To those of us who knew him as a friend and colleague, Liebman will be remembered not only for his originality and insight but also for his fierce devotion to honesty, even at the risk of unpopularity. He believed as a matter of principle in telling audiences what they did not want to hear, and he often critically assessed his colleagues’ work, pulling no punches in public or private. Yet his warmth, wit, curiosity and passion for his fellow Jews won him extraordinary affection and admiration from students, colleagues and the international fraternity of social scientists of Jewish life.
Born in New York, Liebman was brought to Israel as a child and completed his high school studies at the prestigious Gymnasia Herzliya in Tel Aviv. Returning to the United States after graduation, he earned his bachelor’s degree at the University of Miami and his master’s and doctoral degrees in political science at the University of Illinois, where he met his wife Carol. The couple moved in 1969 to Israel, where he helped found the political science department at Bar-Ilan University.
Building upon the work of sociologist Marshall Sklare, a man he admired as his friend and teacher, Liebman is remembered for advancing the influential notion of “Jewish personalism,” elaborated in “Two Worlds of Judaism,” the study of Israeli and American Judaism upon which he and I collaborated in 1990. By personalism, he meant the tendency of American Jews to pick those parts of Judaism they find personally meaningful, rather than complying with external requirements of religious law, Zionist ideology or ethnic obligation.

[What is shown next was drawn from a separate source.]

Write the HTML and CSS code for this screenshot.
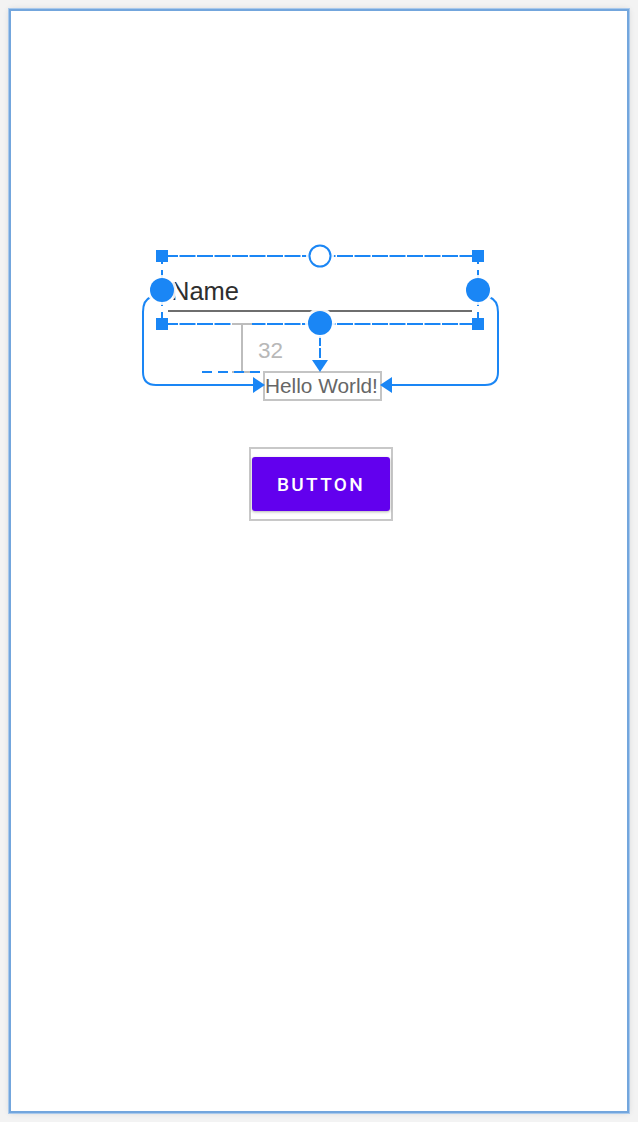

Liebman believed that Judaism has an authentic, albeit always evolving, core that is continuous with the past — whether real or imagined — and is essential for the unity of Jews and Judaism in our own day. Troubled by what he saw as the rampant tendency of American Jews to radically innovate, Charles frequently argued that Judaism is not anything you make of it. In particular, he was troubled by the tendency of American Jews to conflate Judaism with political and cultural liberalism.
A religiously observant Jew, Liebman was deeply committed to Jewish ethnicity and peoplehood. He found the decline over the years in close ties among American Jews to be deeply troubling and once remarked to me that this may be the most telling finding in the study of American Jewry. He was deeply pained at the rise in intermarriage, and even more pained by the readiness of organized American Jewry to soften its historic opposition to intermarriage. He feared that attempts to make Judaism attractive to intermarried families would make American Judaism less ethnic and less distinctive.
Notwithstanding his personal identification with cultural conservatism in the American context, Liebman counted himself as a religious dove with respect to the Israeli-Arab conflict. He often opposed Israeli government policies for reasons of both pragmatism and morality. He severely doubted whether Israel had the moral right to curtail the human rights of Palestinians, even in the interest of Israeli security.
To me personally, he was a caring and protective friend and, not least, a loving mentor. His personality shaped my work as strongly as his thinking and teaching.
A prolific scholar, he remained academically productive until his dying day and was preparing a new book with his younger friend and colleague Yaacov Yadgar, comparing approaches to Jewish traditionalism among Sephardic and Ashkenazic Israelis.
Charles spent most of his academic career teaching at Bar-Ilan University. In addition to his wife he is survived by three children, Rivkah Lubitch, Aaron Liebman and Avigayil Liebman, as well as six grandchildren.
For his service in the Israeli army, he served in the education branch and was fond of saying, “When war breaks out, others will start fighting, and I’ll give speeches.”
Steven M. Cohen is a professor at the Hebrew University and director of the Florence G. Heller/JCCA Research Center.